Experts are great if you need expertise in the very very VERY specific 0.000001% of human knowledge they have any idea about.

But if you don’t require that, experts are worse than useless and most likely attempting to rob you. Because of course the problem with experts is that they know a great deal about very little, but believe that they have an abundance of knowledge about much more because of their mastery of one infinitesimally tiny area of human experience.

Almost no one (expert or not) is even passable at systems-level thinking, and experts almost to a one are worse than anyone else, even non-experts. STEM training and the like causes you to be far inferior as a systems-level thinker, as it’s designed to do this (among other things), while it convinces you that your mastery of one area leads to intuitive comprehension of all others.

So if you have glioblastoma and you need an expert on this, depend and rely on the expert on glioblastoma-specific information only. But I wouldn’t even depend on them for advice or any true knowledge on migraines, much less any other topic.

Lately, I am obsessed with systems thinking because I believe that is a hugely unappreciated and understudied area, and one where I can use my innate skills to really upgrade my own understanding.

Abyssal

This way, the abyss. This attitude, as much as I like Emily, is just moronic and counterproductive. It doesn’t make anything or anyone better; it’s just virtue signaling.

The problem is, of course, that moral standards change over time, and sometimes very quickly, and not in ways that are predictable or obvious.
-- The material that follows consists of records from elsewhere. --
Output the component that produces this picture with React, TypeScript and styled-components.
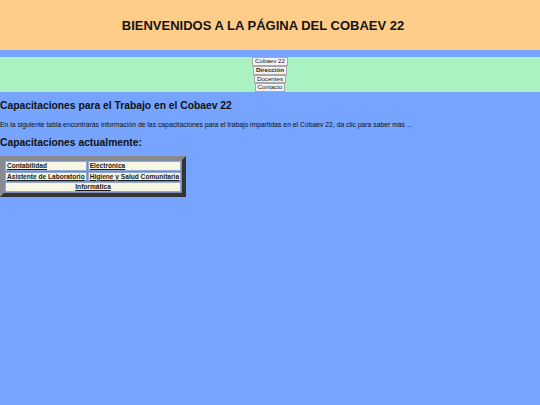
import * as React from 'react';
import styled, { createGlobalStyle } from 'styled-components';

const GlobalStyle = createGlobalStyle`
    html, body {
        margin: 0;
        padding: 0;
        background: #76a4fe;
        font-family: "Liberation Sans", Arial, sans-serif;
        color: #111;
    }
`;

const Page = styled.div`
    display: flex;
    flex-direction: column;
    min-height: 405px;
`;

const Header = styled.header`
    height: 50px;
    background: #ffcd8a;
    display: flex;
    align-items: center;
    justify-content: center;
    padding-right: 14px;
`;

const Title = styled.h1`
    margin: 0;
    font-size: 13px;
    font-weight: bold;
    color: #141414;
`;

const NavBand = styled.nav`
    margin-top: 7px;
    background: #aaf2c1;
    display: flex;
    justify-content: center;
`;

const NavList = styled.ul`
    list-style: none;
    margin: 0;
    padding: 0;
    display: flex;
    flex-direction: column;
    align-items: center;
`;

const NavItem = styled.li<{ active?: boolean }>`
    font-size: 6.2px;
    line-height: 6.75px;
    padding: 0 2px;
    background: #f2f2f2;
    border: 1px solid #a8a8a8;
    font-weight: ${({ active }) => (active ? 'bold' : 'normal')};
    color: #222;
`;

const Content = styled.main`
    padding-top: 7px;
`;

const Heading = styled.h2`
    margin: 0;
    font-size: 10.3px;
    font-weight: bold;
    line-height: 13px;
`;

const Intro = styled.p`
    margin: 9px 0 7px;
    font-size: 6.8px;
    line-height: 8px;
`;

const Table = styled.table`
    margin-top: 7px;
    border-style: solid;
    border-width: 4px;
    border-color: #8a8a8a #333 #333 #8a8a8a;
    border-spacing: 1px;
    background: #7b8cae;
`;

const Cell = styled.td<{ center?: boolean }>`
    background: #f6f6e2;
    border: 1px solid #93a9d6;
    padding: 0 1px;
    font-size: 6.6px;
    line-height: 7.6px;
    font-weight: bold;
    text-decoration: underline;
    text-align: ${({ center }) => (center ? 'center' : 'left')};
    color: #1a1a1a;
    white-space: nowrap;
`;

const navLinks = ['Cobaev 22', 'Dirección', 'Docentes', 'Contacto'];

export default function App() {
    return (
        <Page>
            <GlobalStyle />
            <Header>
                <Title>BIENVENIDOS A LA PÁGINA DEL COBAEV 22</Title>
            </Header>
            <NavBand>
                <NavList>
                    {navLinks.map((l) => (
                        <NavItem key={l} active={l === 'Dirección'}>{l}</NavItem>
                    ))}
                </NavList>
            </NavBand>
            <Content>
                <Heading>Capacitaciones para el Trabajo en el Cobaev 22</Heading>
                <Intro>
                    En la siguiente tabla encontrarás información de las capacitaciones para el trabajo impartidas en el Cobaev 22, da clic para saber más ...
                </Intro>
                <Heading>Capacitaciones actualmente:</Heading>
                <Table>
                    <tbody>
                        <tr>
                            <Cell>Contabilidad</Cell>
                            <Cell>Electrónica</Cell>
                        </tr>
                        <tr>
                            <Cell>Asistente de Laboratorio</Cell>
                            <Cell>Higiene y Salud Comunitaria</Cell>
                        </tr>
                        <tr>
                            <Cell colSpan={2} center>Informática</Cell>
                        </tr>
                    </tbody>
                </Table>
            </Content>
        </Page>
    );
}
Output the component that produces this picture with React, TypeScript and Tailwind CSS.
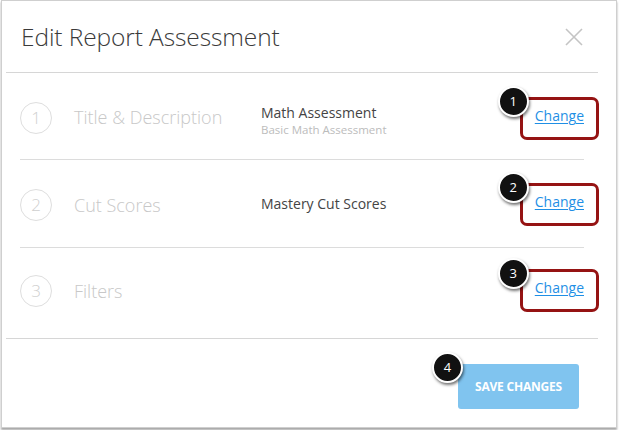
import React from 'react';

type Step = {
  num: number;
  label: string;
  value?: string;
  sub?: string;
  h: string;
};

const steps: Step[] = [
  { num: 1, label: 'Title & Description', value: 'Math Assessment', sub: 'Basic Math Assessment', h: 'h-[87px]' },
  { num: 2, label: 'Cut Scores', value: 'Mastery Cut Scores', h: 'h-[88px]' },
  { num: 3, label: 'Filters', h: 'h-[83px]' },
];

const Badge: React.FC<{ n: number; className: string }> = ({ n, className }) => (
  <div
    className={`absolute w-[31px] h-[31px] rounded-full bg-[#111] border-2 border-white shadow-[1px_2px_3px_rgba(0,0,0,0.55)] flex items-center justify-center text-white text-[13px] leading-none ${className}`}
  >
    {n}
  </div>
);

const App: React.FC = () => {
  return (
    <div className="w-[619px] h-[430px] bg-white font-['Open_Sans',sans-serif] overflow-hidden">
      <div className="ml-[1px] w-[616px] h-[428px] bg-white border border-[#cfcfcf] shadow-[0_2px_2px_rgba(0,0,0,0.35)] flex flex-col">
        {/* Header */}
        <div className="h-[71px] flex items-center justify-between pl-[19px] pr-[34px]">
          <h1 className="text-[24.5px] font-light text-[#3a3a3a] tracking-[-0.1px] pt-[1px]">Edit Report Assessment</h1>
          <svg width="18" height="18" viewBox="0 0 18 18" className="mt-[1px] -mr-[1px]">
            <path d="M1 1 L17 17 M17 1 L1 17" stroke="#c4c4c4" strokeWidth="1.6" />
          </svg>
        </div>
        <div className="ml-[4px] mr-[18px] border-t border-[#d6d6d6]" />

        {/* Steps */}
        <div className="ml-[18px] mr-[32px]">
          {steps.map((s, i) => (
            <div
              key={s.num}
              className={`${s.h} flex items-center ${i < steps.length - 1 ? 'border-b border-[#dcdcdc]' : ''}`}
            >
              <div className="w-[32px] h-[32px] rounded-full border border-[#dedede] flex items-center justify-center text-[17px] font-light text-[#cfcfcf] mt-[3px]">
                {s.num}
              </div>
              <div className="ml-[22px] w-[187px] text-[18px] font-light text-[#c8c8c8] mt-[3px]">{s.label}</div>
              <div className={`flex-1 flex flex-col ${s.sub ? 'mt-[8px]' : ''}`}>
                {s.value && <span className="text-[14px] text-[#444] leading-[18px]">{s.value}</span>}
                {s.sub && <span className="text-[11.5px] text-[#bcbcbc] leading-[15px]">{s.sub}</span>}
              </div>
              <div className={`relative ${s.sub ? 'mb-[3px]' : 'mb-[6px]'}`}>
                <a className="text-[14px] text-[#1f8fe5] underline underline-offset-2 decoration-1">Change</a>
                <div className="absolute -left-[15px] -right-[15px] -top-[6px] -bottom-[13px] border-[3px] border-[#951313] rounded-[7px]" />
                <Badge n={s.num} className="-left-[37px] -top-[17px]" />
              </div>
            </div>
          ))}
        </div>

        <div className="ml-[4px] mr-[18px] mt-[7px] border-t border-[#d6d6d6]" />

        {/* Footer */}
        <div className="flex justify-end pr-[37px] pt-[25px]">
          <div className="relative">
            <button className="w-[121px] h-[45px] rounded-[3px] bg-[#80c4ef] text-white text-[12px] font-bold tracking-[-0.2px]">
              SAVE CHANGES
            </button>
            <Badge n={4} className="-left-[26px] -top-[12px]" />
          </div>
        </div>
      </div>
    </div>
  );
};

export default App;
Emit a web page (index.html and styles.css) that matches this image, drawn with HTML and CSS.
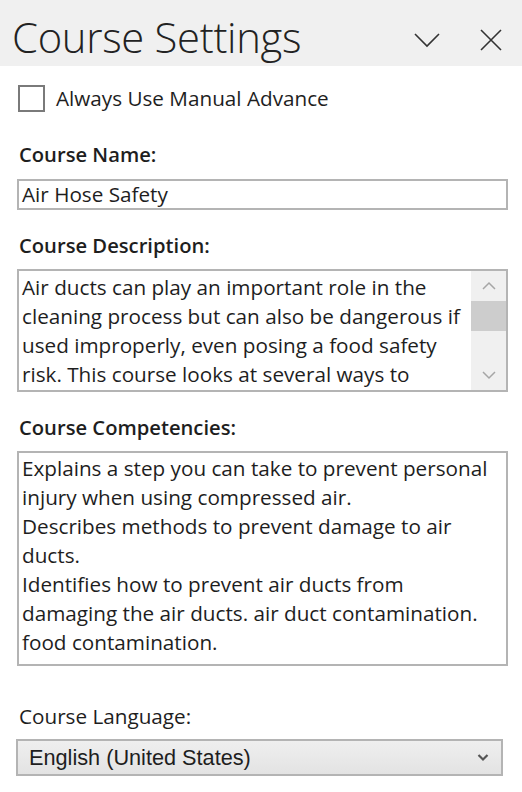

The whole idea of jettisoning the past is attractive, especially in the context of the neoliberal mindset, but it is dangerous because in the future all of what we do and are now will be seen as problematic and tossed away just as cavalierly.

This discarding of the past leads to an ahistorical ever-present now where we must “re-derive” everything, which is an enormous waste of time and also impossible, and rather than grapple with moral quandaries or imperfection we instead just plaster over it, pretend it never happened, and invite the same mistakes again and again.

People can usually identify a problem but their solutions are often the worst of any that are available. This is yet another example.